**DATA LINES**.
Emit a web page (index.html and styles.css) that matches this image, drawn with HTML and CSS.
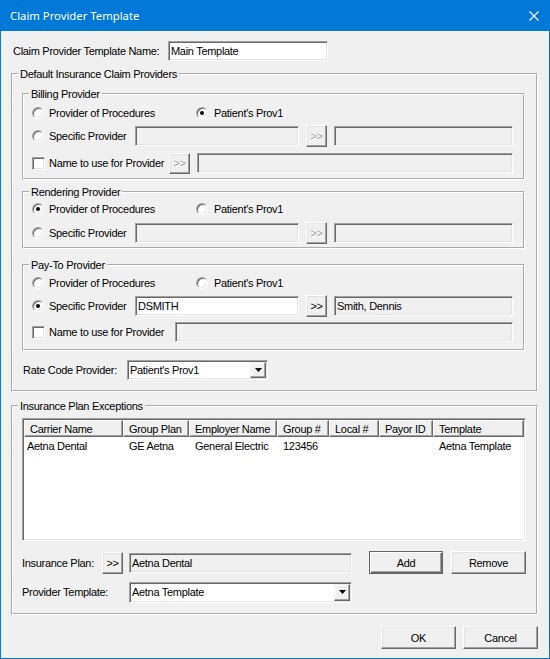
FILE: index.html
```html
<!DOCTYPE html>
<html>
<head>
<meta charset="utf-8">
<title>Claim Provider Template</title>
<link rel="stylesheet" href="styles.css">
</head>
<body>
<div class="window">
  <div class="titlebar">
    <span class="title">Claim Provider Template</span>
    <svg class="close" width="10" height="10" viewBox="0 0 10 10"><path d="M0.5 0.5L9.5 9.5M9.5 0.5L0.5 9.5" stroke="#fff" stroke-width="1.1" fill="none"/></svg>
  </div>
  <div class="content">
    <div class="name-row">
      <span class="name-lbl">Claim Provider Template Name:</span>
      <div class="field w-name">Main Template</div>
    </div>

    <fieldset class="grp outer">
      <legend>Default Insurance Claim Providers</legend>
      <div class="gbody outer-body">

        <fieldset class="grp inner billing">
          <legend>Billing Provider</legend>
          <div class="gbody">
            <div class="row radios r-b1">
              <div class="opt opt1"><span class="radio"></span><span class="t">Provider of Procedures</span></div>
              <div class="opt opt2"><span class="radio on"></span><span class="t">Patient's Prov1</span></div>
            </div>
            <div class="row r-b2">
              <div class="opt spec"><span class="radio"></span><span class="t">Specific Provider</span></div>
              <div class="field dis w-spec"></div>
              <div class="btn more dis">&gt;&gt;</div>
              <div class="field dis w-spec2"></div>
            </div>
            <div class="row r-b3">
              <div class="opt chkopt"><span class="chk"></span><span class="t">Name to use for Provider</span></div>
              <div class="btn more dis tight">&gt;&gt;</div>
              <div class="field dis w-name2"></div>
            </div>
          </div>
        </fieldset>

        <fieldset class="grp inner rendering">
          <legend>Rendering Provider</legend>
          <div class="gbody">
            <div class="row radios r-r1">
              <div class="opt opt1"><span class="radio on"></span><span class="t">Provider of Procedures</span></div>
              <div class="opt opt2"><span class="radio"></span><span class="t">Patient's Prov1</span></div>
            </div>
            <div class="row r-r2">
              <div class="opt spec"><span class="radio"></span><span class="t">Specific Provider</span></div>
              <div class="field dis w-spec"></div>
              <div class="btn more dis">&gt;&gt;</div>
              <div class="field dis w-spec2"></div>
            </div>
          </div>
        </fieldset>

        <fieldset class="grp inner payto">
          <legend>Pay-To Provider</legend>
          <div class="gbody">
            <div class="row radios r-p1">
              <div class="opt opt1"><span class="radio"></span><span class="t">Provider of Procedures</span></div>
              <div class="opt opt2"><span class="radio"></span><span class="t">Patient's Prov1</span></div>
            </div>
            <div class="row r-p2">
              <div class="opt spec"><span class="radio on"></span><span class="t">Specific Provider</span></div>
              <div class="field w-spec">DSMITH</div>
              <div class="btn more">&gt;&gt;</div>
              <div class="field dis w-spec2">Smith, Dennis</div>
            </div>
            <div class="row r-p3">
              <div class="opt chkopt2"><span class="chk"></span><span class="t">Name to use for Provider</span></div>
              <div class="field dis w-name3"></div>
            </div>
          </div>
        </fieldset>

        <div class="row rate-row">
          <span class="rate-lbl">Rate Code Provider:</span>
          <div class="combo w-rate"><span class="ctext">Patient's Prov1</span><span class="dd"><svg width="7" height="4" viewBox="0 0 7 4"><polygon points="0,0 7,0 3.5,4" fill="#000"/></svg></span></div>
        </div>
      </div>
    </fieldset>

    <fieldset class="grp exceptions">
      <legend>Insurance Plan Exceptions</legend>
      <div class="gbody exc-body">
        <div class="list">
          <div class="lhead">
            <div class="h c1">Carrier Name</div>
            <div class="h c2">Group Plan</div>
            <div class="h c3">Employer Name</div>
            <div class="h c4">Group #</div>
            <div class="h c5">Local #</div>
            <div class="h c6">Payor ID</div>
            <div class="h c7">Template</div>
          </div>
          <div class="lrow">
            <div class="d c1 first">Aetna Dental</div>
            <div class="d c2">GE Aetna</div>
            <div class="d c3">General Electric</div>
            <div class="d c4">123456</div>
            <div class="d c5"></div>
            <div class="d c6"></div>
            <div class="d c7">Aetna Template</div>
          </div>
        </div>
        <div class="row plan-row">
          <span class="plan-lbl">Insurance Plan:</span>
          <div class="btn more plan-more">&gt;&gt;</div>
          <div class="field dis w-plan">Aetna Dental</div>
          <div class="btn def add">Add</div>
          <div class="btn remove">Remove</div>
        </div>
        <div class="row tmpl-row">
          <span class="tmpl-lbl">Provider Template:</span>
          <div class="combo w-tmpl"><span class="ctext">Aetna Template</span><span class="dd"><svg width="7" height="4" viewBox="0 0 7 4"><polygon points="0,0 7,0 3.5,4" fill="#000"/></svg></span></div>
        </div>
      </div>
    </fieldset>

    <div class="actions">
      <div class="btn big">OK</div>
      <div class="btn big">Cancel</div>
    </div>
  </div>
</div>
</body>
</html>
```

FILE: styles.css
```css
* { box-sizing: border-box; }
html, body { margin: 0; padding: 0; }
body {
  width: 550px;
  height: 659px;
  overflow: hidden;
  background: #f0f0f0;
  font-family: "Liberation Sans", Arial, sans-serif;
  font-size: 11px;
  letter-spacing: -0.3px;
  color: #000;
}
.window {
  width: 550px;
  height: 659px;
  border: 1px solid #0078d7;
  border-top: 0;
  background: #f0f0f0;
  display: flex;
  flex-direction: column;
}
.titlebar {
  height: 31px;
  flex: none;
  background: #0078d7;
  color: #fff;
  display: flex;
  align-items: center;
  justify-content: space-between;
  padding: 0 10px 0 9px;
  font-family: "Noto Sans", "Open Sans", sans-serif;
  font-size: 11.3px;
  letter-spacing: 0;
}
.close { display: block; }
.content { padding: 0 11px 0 10px; }

/* group boxes */
.grp {
  margin: 0;
  padding: 0;
  min-width: 0;
  border: 2px groove #fff;
}
.grp > legend {
  margin-left: 5px;
  padding: 0 2px;
  height: 14px;
  line-height: 14px;
}

/* generic controls */
.row { display: flex; align-items: center; height: 22px; }
.row.radios { height: 20px; }
.field {
  height: 20px;
  flex: none;
  display: flex;
  align-items: center;
  padding-left: 2px;
  white-space: nowrap;
  overflow: hidden;
  background: #fff;
  border: 1px solid;
  border-color: #a0a0a0 #fff #fff #a0a0a0;
  box-shadow: inset 1px 1px #696969, inset -1px -1px #e3e3e3;
}
.field.dis { background: #f0f0f0; }
.btn {
  flex: none;
  display: flex;
  align-items: center;
  justify-content: center;
  background: #f0f0f0;
  border: 1px solid;
  border-color: #fff #696969 #696969 #fff;
  box-shadow: inset -1px -1px #a0a0a0, inset 1px 1px #e3e3e3;
}
.btn.more { width: 21px; height: 22px; margin-left: 7px; letter-spacing: -0.5px; }
.btn.more.dis { color: #a0a0a0; text-shadow: 1px 1px #fff; }
.btn.more.tight { margin-left: 0; width: 21px; height: 21px; }
.btn.def {
  border-color: #646464;
  box-shadow: inset 1px 1px #fff, inset -1px -1px #696969, inset -2px -2px #a0a0a0;
}
.btn.big { width: 75px; height: 23px; }

.opt { display: flex; align-items: center; flex: none; }
.opt1 { width: 164px; }
.opt1 .t { margin-left: 5px; }
.opt2 .t { margin-left: 6px; }
.spec { width: 103px; }
.spec .t { margin-left: 5px; }
.chkopt { width: 137px; }
.chkopt2 { width: 143px; }
.chkopt .t, .chkopt2 .t { margin-left: 4px; }
.radio {
  position: relative;
  flex: none;
  width: 12px;
  height: 12px;
  border-radius: 50%;
  background: #fff;
  border: 1px solid;
  border-color: #a0a0a0 #fff #fff #a0a0a0;
  box-shadow: inset 1px 1px #696969, inset -1px -1px #e3e3e3;
}
.radio.on::after {
  content: "";
  position: absolute;
  left: 3px;
  top: 3px;
  width: 4px;
  height: 4px;
  border-radius: 50%;
  background: #000;
}
.chk {
  flex: none;
  width: 13px;
  height: 13px;
  background: #fff;
  border: 1px solid;
  border-color: #a0a0a0 #fff #fff #a0a0a0;
  box-shadow: inset 1px 1px #696969, inset -1px -1px #e3e3e3;
}
.combo {
  flex: none;
  display: flex;
  align-items: stretch;
  background: #fff;
  border: 1px solid;
  border-color: #a0a0a0 #fff #fff #a0a0a0;
  box-shadow: inset 1px 1px #696969, inset -1px -1px #e3e3e3;
  padding: 1px;
}
.ctext { flex: 1; display: flex; align-items: center; padding-left: 1px; white-space: nowrap; }
.dd {
  width: 16px;
  flex: none;
  display: flex;
  align-items: center;
  justify-content: center;
  background: #f0f0f0;
  border: 1px solid;
  border-color: #f0f0f0 #696969 #696969 #f0f0f0;
  box-shadow: inset -1px -1px #a0a0a0, inset 1px 1px #fff;
}
.dd svg { display: block; }

/* name row */
.name-row { display: flex; align-items: center; height: 20px; margin-top: 10px; }
.name-lbl { width: 157px; padding-left: 2px; }
.w-name { width: 160px; }

/* outer group */
.outer { margin-top: 6px; }
.outer-body { padding: 0 11px 9px 9px; }
.inner > .gbody { padding-left: 8px; }

.billing { margin-top: 6px; }
.billing > .gbody { padding-bottom: 4px; }
.r-b1 { margin-top: 2px; }
.r-b2 { margin-top: 2px; }
.r-b3 { margin-top: 5px; }

.rendering { margin-top: 5px; }
.rendering > .gbody { padding-bottom: 3px; }
.r-r2 { margin-top: 3px; }

.payto { margin-top: 9px; }
.payto > .gbody { padding-bottom: 6px; }
.r-p1 { margin-top: 1px; }
.r-p2 { margin-top: 2px; }
.r-p3 { margin-top: 4px; }

.w-spec { width: 164px; }
.w-spec2 { width: 179px; margin-left: 7px; }
.w-name2 { width: 316px; margin-left: 7px; }
.w-name3 { width: 338px; }

.rate-row { margin-top: 8px; }
.rate-lbl { width: 105px; padding-left: 1px; }
.w-rate { width: 141px; height: 20px; }

/* exceptions */
.exceptions { margin-top: 7px; }
.exc-body { padding: 0 10px 10px 9px; }
.list {
  margin-top: 5px;
  height: 123px;
  background: #fff;
  border: 1px solid;
  border-color: #a0a0a0 #fff #fff #a0a0a0;
  box-shadow: inset 1px 1px #696969, inset -1px -1px #e3e3e3;
  padding: 1px;
}
.lhead { display: flex; height: 17px; }
.lhead .h {
  flex: none;
  display: flex;
  align-items: center;
  padding-left: 5px;
  background: #f0f0f0;
  border: 1px solid;
  border-color: #fff #696969 #696969 #fff;
  box-shadow: inset -1px -1px #a0a0a0;
  white-space: nowrap;
  overflow: hidden;
}
.lrow { display: flex; height: 17px; align-items: center; }
.lrow .d { flex: none; padding-left: 6px; white-space: nowrap; overflow: hidden; }
.lrow .d.first { padding-left: 3px; }
.c1 { width: 99px; }
.c2 { width: 66px; }
.c3 { width: 88px; }
.c4 { width: 52px; }
.c5 { width: 50px; }
.c6 { width: 54px; }
.c7 { width: 91px; }

.plan-row { margin-top: 10px; height: 23px; }
.plan-lbl { width: 80px; }
.plan-more { margin-left: 0; }
.w-plan { width: 223px; margin-left: 6px; }
.add { width: 74px; height: 23px; margin-left: 17px; }
.remove { width: 75px; height: 23px; margin-left: 8px; }

.tmpl-row { margin-top: 7px; }
.tmpl-lbl { width: 107px; }
.w-tmpl { width: 223px; height: 21px; }

.actions {
  display: flex;
  justify-content: flex-end;
  gap: 7px;
  margin-top: 11px;
}
```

**WHAT YOU ARE ASKED TO DO**.
Go through the listing above and work out how many lines contain the string "styles". Reply with the number alone.

**RESPONSE FOR THIS EXERCISE**.
3